------ RECORDED INFORMATION ------

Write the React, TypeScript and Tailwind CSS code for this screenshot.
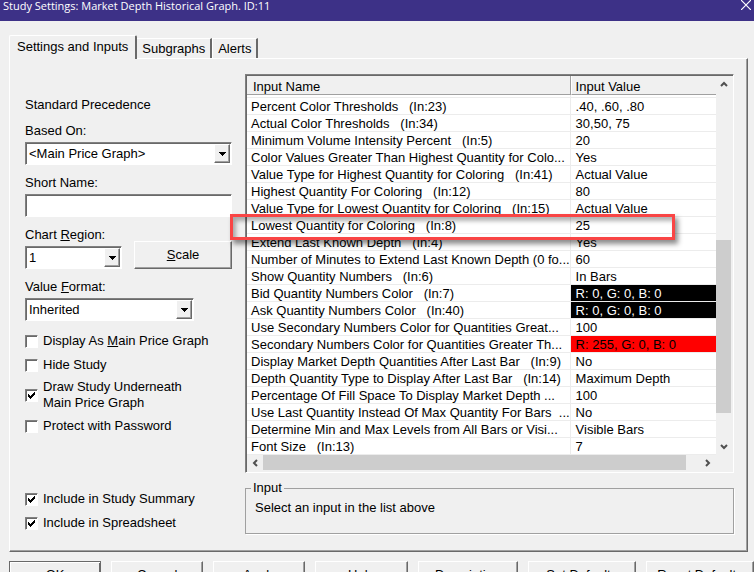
import React, { useState } from "react";
import clsx from "clsx";

type InputRow = {
  name: string;
  value: string;
  valueClass?: string;
  highlighted?: boolean;
};

const rows: InputRow[] = [
  { name: "Percent Color Thresholds   (In:23)", value: ".40, .60, .80" },
  { name: "Actual Color Thresholds   (In:34)", value: "30,50, 75" },
  { name: "Minimum Volume Intensity Percent   (In:5)", value: "20" },
  { name: "Color Values Greater Than Highest Quantity for Colo...", value: "Yes" },
  { name: "Value Type for Highest Quantity for Coloring   (In:41)", value: "Actual Value" },
  { name: "Highest Quantity For Coloring   (In:12)", value: "80" },
  { name: "Value Type for Lowest Quantity for Coloring   (In:15)", value: "Actual Value" },
  { name: "Lowest Quantity for Coloring   (In:8)", value: "25", highlighted: true },
  { name: "Extend Last Known Depth   (In:4)", value: "Yes" },
  { name: "Number of Minutes to Extend Last Known Depth (0 fo...", value: "60" },
  { name: "Show Quantity Numbers   (In:6)", value: "In Bars" },
  { name: "Bid Quantity Numbers Color   (In:7)", value: "R: 0, G: 0, B: 0", valueClass: "bg-black text-white" },
  { name: "Ask Quantity Numbers Color   (In:40)", value: "R: 0, G: 0, B: 0", valueClass: "bg-black text-white" },
  { name: "Use Secondary Numbers Color for Quantities Great...", value: "100" },
  { name: "Secondary Numbers Color for Quantities Greater Th...", value: "R: 255, G: 0, B: 0", valueClass: "bg-[#ff0000] text-black" },
  { name: "Display Market Depth Quantities After Last Bar   (In:9)", value: "No" },
  { name: "Depth Quantity Type to Display After Last Bar   (In:14)", value: "Maximum Depth" },
  { name: "Percentage Of Fill Space To Display Market Depth ...", value: "100" },
  { name: "Use Last Quantity Instead Of Max Quantity For Bars  ...", value: "No" },
  { name: "Determine Min and Max Levels from All Bars or Visi...", value: "Visible Bars" },
  { name: "Font Size   (In:13)", value: "7" },
];

const sunken =
  "border border-t-[#808080] border-l-[#808080] border-r-white border-b-white shadow-[inset_1px_1px_0_#696969]";

const raised =
  "border border-t-white border-l-white border-r-[#696969] border-b-[#696969] shadow-[inset_-1px_-1px_0_#a0a0a0]";

// default push button: dark frame around the raised edge
const raisedDefault =
  "border border-[#696969] shadow-[inset_1px_1px_0_white,inset_-1px_-1px_0_#696969]";

type SelectProps = {
  id: string;
  options: string[];
  className?: string;
};

const ClassicSelect = ({ id, options, className }: SelectProps) => (
  <div className={clsx("relative", className)}>
    <select
      id={id}
      className={clsx("block h-[23px] w-full appearance-none rounded-none bg-white pt-px pl-[3px] outline-none", sunken)}
    >
      {options.map((option) => (
        <option key={option}>{option}</option>
      ))}
    </select>
    <span
      className={clsx(
        "pointer-events-none absolute top-0.5 right-0.5 bottom-0.5 flex w-4 items-center justify-center bg-[#f0f0f0]",
        raised
      )}
    >
      <svg width="7" height="4" viewBox="0 0 7 4" shapeRendering="crispEdges">
        <path d="M0 0h7v1H6v1H5v1H4v1H3V3H2V2H1V1H0z" />
      </svg>
    </span>
  </div>
);

type CheckProps = {
  className?: string;
  defaultChecked?: boolean;
  children: React.ReactNode;
};

const ClassicCheckbox = ({ className, defaultChecked = false, children }: CheckProps) => {
  const [checked, setChecked] = useState(defaultChecked);

  return (
    <label className={clsx("flex items-center gap-[5px]", className)}>
      <span className="relative block size-[13px] shrink-0">
        <input
          type="checkbox"
          checked={checked}
          onChange={() => setChecked(!checked)}
          className={clsx("block size-[13px] appearance-none bg-white", sunken)}
        />
        {checked && (
          <svg
            className="pointer-events-none absolute top-[3px] left-[3px]"
            width="7"
            height="7"
            viewBox="0 0 7 7"
            shapeRendering="crispEdges"
          >
            <path d="M0 2h1v1h1v1h1V3h1V2h1V1h1V0h1v3H6v1H5v1H4v1H3v1H2V6H1V5H0z" />
          </svg>
        )}
      </span>
      <span>{children}</span>
    </label>
  );
};

type ArrowProps = {
  d: string;
  label: string;
  className?: string;
};

const ScrollArrow = ({ d, label, className }: ArrowProps) => (
  <button aria-label={label} className={clsx("flex size-4 shrink-0 items-center justify-center", className)}>
    <svg width="8" height="8" viewBox="0 0 8 8" fill="none" stroke="#505050" strokeWidth="2">
      <path d={d} />
    </svg>
  </button>
);

const InputList = () => (
  <div className={clsx("bg-[#f0f0f0] p-px", sunken)}>
    <div className="flex">
      <table className="w-full table-fixed border-separate border-spacing-0 bg-white leading-[15px] whitespace-pre">
        <colgroup>
          <col className="w-[69%]" />
          <col className="w-[31%]" />
        </colgroup>
        <thead>
          <tr className="h-[19px] bg-[#f0f0f0] text-left">
            <th className="border-r border-b border-[#a0a0a0] p-0 pt-0.5 pl-1.5 font-normal">Input Name</th>
            <th className="border-b border-l border-b-[#a0a0a0] border-l-white p-0 pt-0.5 pl-1 font-normal">
              Input Value
            </th>
          </tr>
        </thead>
        <tbody>
          <tr className="h-[3px]">
            <td className="border-r border-b border-[#ececec] p-0"></td>
            <td className="border-b border-[#ececec] p-0"></td>
          </tr>
          {rows.map((row) => (
            <tr key={row.name} className="relative h-[17px]">
              <td className="border-r border-b border-[#ececec] p-0 pt-px pl-1">
                {row.name}
                {row.highlighted && (
                  <span className="pointer-events-none absolute -top-[3px] right-[41px] -bottom-1.5 -left-[17px] z-10 border-[3px] border-[#f94545] shadow-[3px_4px_5px_rgba(0,0,0,0.45),inset_3px_4px_4px_rgba(0,0,0,0.3)]" />
                )}
              </td>
              <td className={clsx("border-b border-[#ececec] bg-clip-padding p-0 pt-px pl-[5px]", row.valueClass)}>
                {row.value}
              </td>
            </tr>
          ))}
        </tbody>
      </table>
      <div className="flex w-4 shrink-0 flex-col">
        <ScrollArrow label="Scroll up" d="M1 6l3-3 3 3" />
        <div className="grow-[148]"></div>
        <div className="mr-px grow-[173] bg-[#cdcdcd]"></div>
        <div className="grow-[26]"></div>
        <ScrollArrow label="Scroll down" d="M1 2l3 3 3-3" />
      </div>
    </div>
    <div className="flex pr-4">
      <ScrollArrow label="Scroll left" d="M6 1L3 4l3 3" />
      <div className="mb-px grow-[422] bg-[#cdcdcd]"></div>
      <div className="grow-[14]"></div>
      <ScrollArrow label="Scroll right" d="M2 1l3 3-3 3" />
    </div>
  </div>
);

const buttons = ["OK", "Cancel", "Apply", "Help", "Description", "Set Defaults", "Reset Defaults"];

const App = () => {
  const [shortName, setShortName] = useState("");

  return (
    <div className="h-screen overflow-hidden bg-[#f0f0f0] font-['Liberation_Sans',Arial,sans-serif] text-[13px] leading-4 text-black">
      <header className="flex h-[21px] items-start justify-between bg-[#3d3187] pl-[3px] text-white">
        <h1 className="font-['Open_Sans','Noto_Sans',sans-serif] text-[11px] leading-3">
          Study Settings: Market Depth Historical Graph. ID:11
        </h1>
        <button aria-label="Close" className="pr-[3px]">
          <svg width="10" height="10" viewBox="0 0 10 10" fill="none" stroke="white" strokeWidth="1.2">
            <path d="M0 0l10 10M10 0L0 10" />
          </svg>
        </button>
      </header>

      <main className="pt-3.5 pl-[9px]">
        <div role="tablist" className="flex items-end">
          <button
            role="tab"
            aria-selected="true"
            className="relative -mb-px h-6 rounded-t-[2px] border-t border-r-2 border-l border-t-white border-r-[#696969] border-l-white bg-[#f0f0f0] px-[7px] pb-0.5"
          >
            Settings and Inputs
          </button>
          <button
            role="tab"
            aria-selected="false"
            className="h-5 border-t border-r-2 border-t-white border-r-[#696969] px-[5px]"
          >
            Subgraphs
          </button>
          <button
            role="tab"
            aria-selected="false"
            className="h-5 border-t border-r-2 border-l border-t-white border-r-[#696969] border-l-white px-[5px]"
          >
            Alerts
          </button>
        </div>

        <section
          className={clsx("mr-[6px] flex gap-[13px] pt-[15px] pr-[13px] pb-[17px] pl-[15px]", raised)}
        >
          <div className="w-[207px] shrink-0">
            <p className="mt-[23px]">Standard Precedence</p>
            <label htmlFor="based-on" className="mt-2.5 mb-[3px] block">
              Based On:
            </label>
            <ClassicSelect id="based-on" options={["<Main Price Graph>"]} />
            <label htmlFor="short-name" className="mt-2.5 mb-[3px] block">
              Short Name:
            </label>
            <input
              id="short-name"
              type="text"
              value={shortName}
              onChange={(e) => setShortName(e.target.value)}
              className={clsx("block h-[23px] w-full bg-white px-1 outline-none", sunken)}
            />
            <div className="mt-2.5 flex items-end justify-between">
              <div>
                <label htmlFor="chart-region" className="mb-[3px] block">
                  Chart <u>R</u>egion:
                </label>
                <ClassicSelect id="chart-region" options={["1", "2", "3", "4"]} className="w-[97px]" />
              </div>
              <button className={clsx("h-7 w-[98px]", raised)}>
                <u>S</u>cale
              </button>
            </div>
            <label htmlFor="value-format" className="mt-2.5 mb-[3px] block">
              Value <u>F</u>ormat:
            </label>
            <ClassicSelect id="value-format" options={["Inherited"]} className="w-[169px]" />
            <ClassicCheckbox className="mt-3">
              Display As <u>M</u>ain Price Graph
            </ClassicCheckbox>
            <ClassicCheckbox className="mt-2">Hide Study</ClassicCheckbox>
            <ClassicCheckbox className="mt-1.5" defaultChecked>
              Draw Study Underneath
              <br />
              Main Price Graph
            </ClassicCheckbox>
            <ClassicCheckbox className="mt-[7px]">Protect with Password</ClassicCheckbox>
            <ClassicCheckbox className="mt-[57px]" defaultChecked>
              Include in Study Summary
            </ClassicCheckbox>
            <ClassicCheckbox className="mt-2" defaultChecked>
              Include in Spreadsheet
            </ClassicCheckbox>
          </div>

          <div className="min-w-0 flex-1">
            <InputList />
            <fieldset className="mt-[7px] h-[54px] border border-[#a0a0a0] pl-[9px] shadow-[1px_1px_0_white]">
              <legend className="-ml-1 px-0.5">Input</legend>
              <p className="mt-1">Select an input in the list above</p>
            </fieldset>
          </div>
        </section>

        <footer className="mt-[9px] grid grid-cols-[92fr_92fr_92fr_92fr_100fr_108fr_108fr] gap-2.5">
          {buttons.map((label) => (
            <button
              key={label}
              className={clsx("h-7 whitespace-nowrap", label === "OK" ? raisedDefault : raised)}
            >
              {label}
            </button>
          ))}
        </footer>
      </main>
    </div>
  );
};

export default App;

------

■ WHAT TO PRODUCE ■
From the data above, copy each line that holds "React".

■ FINAL RESULT ■
Write the React, TypeScript and Tailwind CSS code for this screenshot.
import React, { useState } from "react";
  children: React.ReactNode;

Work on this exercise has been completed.